Normally you would have to visit a coastal region to find a shop that caters to SCUBA divers.
But in northeast Wichita — 13 hours by car from any salt-line coast — Amber Waves Diving Company welcomes divers and helps sustain the sport in Kansas.
Tyler Brewer, co-owner and operator of Amber Waves, has been a SCUBA diver for more than 60 years. In the 1960s, he worked as a lifeguard at a local YMCA. He recalls two men using the pool to practice SCUBA diving. Brewer says they offered to train him, but he told them he couldn’t afford to do it.
“I was just a kid, and they said, ‘No, we’ll take care of it,’” Brewer said.
Those two men were working in conjunction with the Professional Association of Dive Instructors, or PADI, a group that standardizes SCUBA training. In the 1970s, dive shops in Wichita came and went, and it was hard to find SCUBA equipment or get air tanks refilled.

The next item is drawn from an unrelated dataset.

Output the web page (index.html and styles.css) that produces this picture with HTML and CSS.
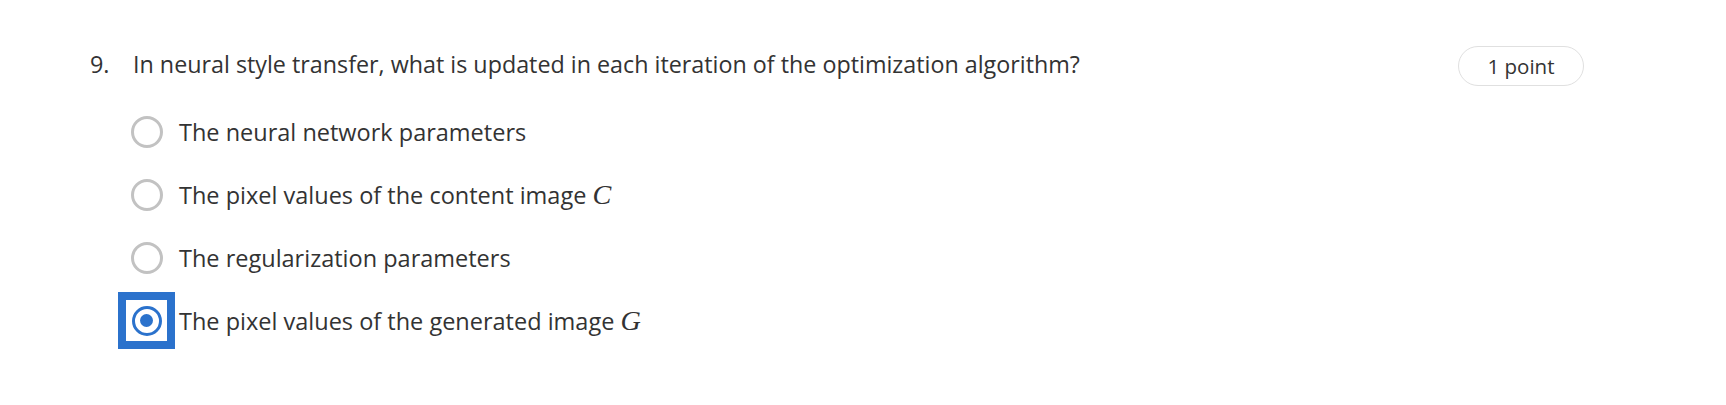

“Back then, there was no internet, so you couldn't buy gear anywhere. You did it all from catalogs,” Brewer said. “To get air fills, I'd have to be real nice to fire departments and try to get them to fill my tanks, or figure out a way to get the equipment and any extra training. … It was just difficult to be a SCUBA diver when there wasn't a SCUBA shop.”
That led to the beginning of Amber Waves. Brewer and two partners opened the first shop in Augusta. It was only 900 square feet, and they quickly outgrew it. In 2013, they moved to a larger space on Greenwich near Kellogg.
But neither of those early stores had a pool. For instruction, Amber Waves had to borrow or rent space from the YMCA or the Wichita Swim Club.
Then one of Brewer’s business partners had an idea:
“‘We have trouble getting water, let’s build a pool,’” Brewer recalls him saying. “I just laughed at him. I said, ‘Oh, you know, you're talking about a lot of money.’ I put together plans for something quite smaller than this, and told him the figure.”
Brewer said they didn’t want to see SCUBA diving die in the region. Brewer’s son, Brian, manages the shop, which offers everything from fins and goggles to air tanks and dive computers. Amber Waves also offers first aid classes and swim lessons.
According to its website, it is the largest PADI Training Center in Wichita.
On Sundays, there is an open swim session for divers at the facility’s 18-foot-deep pool, which Brewer says is the deepest non-military pool within three states.
One recent Sunday, Amber and Brian Harvey set up their gear before getting in the water to test out some new equipment.
Brian Harvey’s dad was a rescue diver, and that’s where Brian first got exposed to the sport. He would accompany his dad to training dives, hauling gear and tanks, and eventually earned his certification. He took a break from diving while in the Army and also got married.
“About 2015, I said, ‘I’m tired of being on land, I want to get back in the water.’ So I came over to Amber Waves … and slowly made my way to where I’m at now.”
Brian Harvey is rated as a Master SCUBA Diver Trainer and is a contract instructor at Amber Waves. His wife, Amber, became a certified diver because she didn’t want to be left out of trips. Their kids, now adults, are also certified “so we could make a family vacation out of it,” Amber Harvey said.
Amber Harvey said one of her favorite dives was in Bonaire, a Caribbean island 50 miles north of the Venezuela coast. She said she was the only one on the dive who saw an octopus, even though she tried to get the other divers’ attention.
Brian Harvey said his favorite dives are anytime he’s in the water.
Little SCUBA diving happens in Kansas. Brian Harvey has helped people who have lost things in lakes. “Someone calls the shop. The shop calls me. And I go and find it,” he said. He has found wedding rings, glasses, smartwatches, and other pieces of equipment.
For recreational SCUBA diving, many divers travel to freshwater lakes in surrounding states, including Beaver Lake in Arkansas and Tenkiller Lake in Oklahoma. That’s one reason the market can support a SCUBA shop like Amber Waves.
“We want this community to be bigger than what it really is,” Brian Harvey said.
Brewer agreed.
“It’s not about the money, it’s about the sport. It’s about the SCUBA family. We have a lot of us that like to go to the Caribbean, the South Pacific or Indonesian waters and dive in. And we do that,” he said. “Diving is a way to make you say, ‘Hey, I gotta take a trip.’ So that’s what we do here in Kansas.”